-- EXERCISE TASK --
Track down every line below that holds "styles" and copy it.

——

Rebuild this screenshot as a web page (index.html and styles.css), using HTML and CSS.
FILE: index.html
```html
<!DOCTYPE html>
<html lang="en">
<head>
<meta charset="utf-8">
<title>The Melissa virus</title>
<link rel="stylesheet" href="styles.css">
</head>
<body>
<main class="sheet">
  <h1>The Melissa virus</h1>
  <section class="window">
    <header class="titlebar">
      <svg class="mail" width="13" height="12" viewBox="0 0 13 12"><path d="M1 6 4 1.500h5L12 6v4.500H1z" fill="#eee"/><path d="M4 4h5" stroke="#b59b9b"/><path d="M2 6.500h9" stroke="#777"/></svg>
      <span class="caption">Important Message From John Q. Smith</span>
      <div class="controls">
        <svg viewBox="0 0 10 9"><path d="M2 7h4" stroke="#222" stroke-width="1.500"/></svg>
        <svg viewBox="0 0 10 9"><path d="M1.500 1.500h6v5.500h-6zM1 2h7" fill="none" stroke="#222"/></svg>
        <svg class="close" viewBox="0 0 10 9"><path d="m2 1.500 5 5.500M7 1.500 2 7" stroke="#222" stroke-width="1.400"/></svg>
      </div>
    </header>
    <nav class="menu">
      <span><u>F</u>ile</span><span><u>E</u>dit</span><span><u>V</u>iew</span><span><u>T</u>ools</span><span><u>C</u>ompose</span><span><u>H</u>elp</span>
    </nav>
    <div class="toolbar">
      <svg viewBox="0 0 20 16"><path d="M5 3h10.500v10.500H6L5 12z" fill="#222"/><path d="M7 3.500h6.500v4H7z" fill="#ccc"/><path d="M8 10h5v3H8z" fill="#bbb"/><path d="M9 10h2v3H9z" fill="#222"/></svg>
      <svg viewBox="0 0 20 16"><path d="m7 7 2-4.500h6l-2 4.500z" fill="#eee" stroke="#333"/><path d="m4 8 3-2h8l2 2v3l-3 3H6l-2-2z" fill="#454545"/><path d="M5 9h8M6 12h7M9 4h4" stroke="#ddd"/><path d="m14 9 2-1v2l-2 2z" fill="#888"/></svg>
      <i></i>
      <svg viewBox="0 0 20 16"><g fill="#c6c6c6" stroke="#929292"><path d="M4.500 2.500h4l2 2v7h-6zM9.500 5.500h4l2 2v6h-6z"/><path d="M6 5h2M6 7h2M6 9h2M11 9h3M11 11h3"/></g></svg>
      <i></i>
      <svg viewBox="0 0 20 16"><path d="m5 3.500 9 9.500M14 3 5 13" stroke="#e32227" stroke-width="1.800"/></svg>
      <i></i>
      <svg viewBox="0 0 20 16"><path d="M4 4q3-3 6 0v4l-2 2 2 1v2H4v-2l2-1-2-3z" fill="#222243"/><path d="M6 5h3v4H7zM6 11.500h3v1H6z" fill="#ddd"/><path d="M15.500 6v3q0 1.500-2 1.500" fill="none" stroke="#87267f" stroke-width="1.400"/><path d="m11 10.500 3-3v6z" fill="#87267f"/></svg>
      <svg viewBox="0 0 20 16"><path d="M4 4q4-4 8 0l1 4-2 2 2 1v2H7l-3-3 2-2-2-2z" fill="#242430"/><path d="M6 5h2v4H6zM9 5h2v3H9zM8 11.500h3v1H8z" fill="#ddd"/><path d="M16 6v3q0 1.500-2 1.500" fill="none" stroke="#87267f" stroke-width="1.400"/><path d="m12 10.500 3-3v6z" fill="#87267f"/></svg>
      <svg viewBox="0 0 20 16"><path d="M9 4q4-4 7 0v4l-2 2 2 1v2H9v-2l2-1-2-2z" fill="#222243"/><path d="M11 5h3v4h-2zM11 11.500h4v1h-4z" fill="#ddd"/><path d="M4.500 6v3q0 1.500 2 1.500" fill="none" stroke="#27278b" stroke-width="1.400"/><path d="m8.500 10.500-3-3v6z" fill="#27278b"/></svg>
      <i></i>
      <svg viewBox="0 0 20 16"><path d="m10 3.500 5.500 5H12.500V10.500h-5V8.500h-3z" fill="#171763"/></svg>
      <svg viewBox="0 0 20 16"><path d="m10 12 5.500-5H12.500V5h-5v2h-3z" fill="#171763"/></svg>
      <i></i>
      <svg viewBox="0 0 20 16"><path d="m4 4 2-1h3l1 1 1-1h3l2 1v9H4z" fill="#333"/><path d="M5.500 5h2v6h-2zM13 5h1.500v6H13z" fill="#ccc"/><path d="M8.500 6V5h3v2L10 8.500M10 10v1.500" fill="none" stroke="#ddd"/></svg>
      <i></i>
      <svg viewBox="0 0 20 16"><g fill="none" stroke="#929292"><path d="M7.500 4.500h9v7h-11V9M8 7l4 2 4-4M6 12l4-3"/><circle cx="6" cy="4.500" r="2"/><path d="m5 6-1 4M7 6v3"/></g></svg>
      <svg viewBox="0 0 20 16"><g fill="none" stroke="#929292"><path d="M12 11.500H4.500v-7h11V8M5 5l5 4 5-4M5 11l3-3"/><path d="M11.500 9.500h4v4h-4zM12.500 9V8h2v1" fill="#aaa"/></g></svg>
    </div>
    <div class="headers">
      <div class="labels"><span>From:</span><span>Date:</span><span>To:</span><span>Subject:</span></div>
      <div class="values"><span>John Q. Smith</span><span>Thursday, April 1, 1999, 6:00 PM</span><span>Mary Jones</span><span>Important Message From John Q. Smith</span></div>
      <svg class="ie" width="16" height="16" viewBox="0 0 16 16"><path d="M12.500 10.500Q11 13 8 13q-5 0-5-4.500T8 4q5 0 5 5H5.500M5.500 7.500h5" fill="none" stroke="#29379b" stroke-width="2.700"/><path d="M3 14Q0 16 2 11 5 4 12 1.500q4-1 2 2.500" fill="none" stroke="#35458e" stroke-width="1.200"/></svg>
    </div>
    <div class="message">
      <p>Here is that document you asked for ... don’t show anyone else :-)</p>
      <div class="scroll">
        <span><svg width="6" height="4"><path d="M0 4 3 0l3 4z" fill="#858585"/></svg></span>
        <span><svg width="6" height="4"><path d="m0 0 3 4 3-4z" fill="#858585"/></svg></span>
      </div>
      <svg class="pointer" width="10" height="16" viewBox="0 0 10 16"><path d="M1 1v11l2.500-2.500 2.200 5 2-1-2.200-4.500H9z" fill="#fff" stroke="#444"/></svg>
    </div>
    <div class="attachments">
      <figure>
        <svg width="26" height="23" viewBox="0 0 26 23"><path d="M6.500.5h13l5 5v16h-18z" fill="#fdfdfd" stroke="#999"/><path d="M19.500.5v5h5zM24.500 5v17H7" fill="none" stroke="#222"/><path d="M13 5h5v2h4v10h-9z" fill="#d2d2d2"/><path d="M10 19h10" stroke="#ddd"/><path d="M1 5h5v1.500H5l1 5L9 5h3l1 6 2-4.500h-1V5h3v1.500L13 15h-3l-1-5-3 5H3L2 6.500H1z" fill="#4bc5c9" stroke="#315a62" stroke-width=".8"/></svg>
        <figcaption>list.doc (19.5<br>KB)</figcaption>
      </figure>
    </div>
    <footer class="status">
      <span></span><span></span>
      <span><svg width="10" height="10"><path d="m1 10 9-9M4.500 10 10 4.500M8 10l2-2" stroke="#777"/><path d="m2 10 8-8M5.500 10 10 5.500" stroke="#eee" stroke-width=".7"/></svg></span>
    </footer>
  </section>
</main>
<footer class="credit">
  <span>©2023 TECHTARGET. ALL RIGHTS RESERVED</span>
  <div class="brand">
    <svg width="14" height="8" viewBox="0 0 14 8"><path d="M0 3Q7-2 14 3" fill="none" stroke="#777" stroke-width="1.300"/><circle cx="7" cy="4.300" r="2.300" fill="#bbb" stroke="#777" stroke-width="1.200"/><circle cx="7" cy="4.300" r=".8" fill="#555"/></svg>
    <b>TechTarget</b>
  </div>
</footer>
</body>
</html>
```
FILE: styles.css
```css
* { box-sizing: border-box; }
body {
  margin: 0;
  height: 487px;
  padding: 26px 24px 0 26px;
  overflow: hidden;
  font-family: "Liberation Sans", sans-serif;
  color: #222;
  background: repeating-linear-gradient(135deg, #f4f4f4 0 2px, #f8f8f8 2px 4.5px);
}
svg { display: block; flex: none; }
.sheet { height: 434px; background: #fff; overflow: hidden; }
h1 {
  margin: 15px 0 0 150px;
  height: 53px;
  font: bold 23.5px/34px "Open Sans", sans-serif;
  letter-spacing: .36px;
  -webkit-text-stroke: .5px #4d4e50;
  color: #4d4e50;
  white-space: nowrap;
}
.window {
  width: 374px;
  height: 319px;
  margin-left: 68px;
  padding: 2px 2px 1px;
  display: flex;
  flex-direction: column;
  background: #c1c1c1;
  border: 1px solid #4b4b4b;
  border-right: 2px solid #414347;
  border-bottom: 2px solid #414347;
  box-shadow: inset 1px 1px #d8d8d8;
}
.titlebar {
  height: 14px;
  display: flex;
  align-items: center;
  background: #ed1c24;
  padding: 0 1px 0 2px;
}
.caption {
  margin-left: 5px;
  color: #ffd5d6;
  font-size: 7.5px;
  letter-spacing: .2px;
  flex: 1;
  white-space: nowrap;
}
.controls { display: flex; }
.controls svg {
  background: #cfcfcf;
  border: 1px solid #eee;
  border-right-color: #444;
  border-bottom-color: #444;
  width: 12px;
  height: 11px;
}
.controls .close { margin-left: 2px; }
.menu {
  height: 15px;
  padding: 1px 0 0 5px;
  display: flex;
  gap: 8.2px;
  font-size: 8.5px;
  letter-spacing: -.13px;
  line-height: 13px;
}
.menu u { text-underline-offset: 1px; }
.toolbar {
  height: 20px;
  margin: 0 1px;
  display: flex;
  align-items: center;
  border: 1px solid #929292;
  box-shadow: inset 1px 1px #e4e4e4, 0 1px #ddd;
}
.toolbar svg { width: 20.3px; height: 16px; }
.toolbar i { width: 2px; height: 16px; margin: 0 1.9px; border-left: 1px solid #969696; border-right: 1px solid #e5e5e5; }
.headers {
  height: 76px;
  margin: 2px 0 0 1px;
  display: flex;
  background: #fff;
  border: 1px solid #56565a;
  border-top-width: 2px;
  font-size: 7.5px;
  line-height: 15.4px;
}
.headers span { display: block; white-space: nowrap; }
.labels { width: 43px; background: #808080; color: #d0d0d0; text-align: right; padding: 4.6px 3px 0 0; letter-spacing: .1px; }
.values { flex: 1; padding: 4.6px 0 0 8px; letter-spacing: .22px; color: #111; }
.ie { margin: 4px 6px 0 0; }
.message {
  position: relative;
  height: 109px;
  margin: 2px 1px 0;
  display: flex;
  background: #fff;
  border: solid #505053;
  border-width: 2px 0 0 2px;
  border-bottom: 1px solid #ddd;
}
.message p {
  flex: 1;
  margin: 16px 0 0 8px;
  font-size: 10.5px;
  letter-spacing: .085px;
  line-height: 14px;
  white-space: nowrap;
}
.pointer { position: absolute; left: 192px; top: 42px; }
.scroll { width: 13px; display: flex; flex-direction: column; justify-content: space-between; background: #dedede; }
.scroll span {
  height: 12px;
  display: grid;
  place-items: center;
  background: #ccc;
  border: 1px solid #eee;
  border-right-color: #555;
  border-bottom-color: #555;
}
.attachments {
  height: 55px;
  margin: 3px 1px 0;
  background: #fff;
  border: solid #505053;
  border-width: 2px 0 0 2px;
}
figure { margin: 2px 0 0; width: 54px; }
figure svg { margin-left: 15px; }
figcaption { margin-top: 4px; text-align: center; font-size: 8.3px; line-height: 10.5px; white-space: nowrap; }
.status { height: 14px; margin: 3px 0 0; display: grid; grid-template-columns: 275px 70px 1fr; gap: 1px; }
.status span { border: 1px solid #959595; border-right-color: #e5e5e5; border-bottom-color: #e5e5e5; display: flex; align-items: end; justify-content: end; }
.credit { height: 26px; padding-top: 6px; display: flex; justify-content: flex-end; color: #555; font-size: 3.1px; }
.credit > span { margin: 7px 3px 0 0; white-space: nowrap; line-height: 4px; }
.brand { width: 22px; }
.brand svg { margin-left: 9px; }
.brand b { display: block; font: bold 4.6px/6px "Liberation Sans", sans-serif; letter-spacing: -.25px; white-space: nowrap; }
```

——

-- SOLUTION FOR THIS PROBLEM --
Rebuild this screenshot as a web page (index.html and styles.css), using HTML and CSS.
<link rel="stylesheet" href="styles.css">
FILE: styles.css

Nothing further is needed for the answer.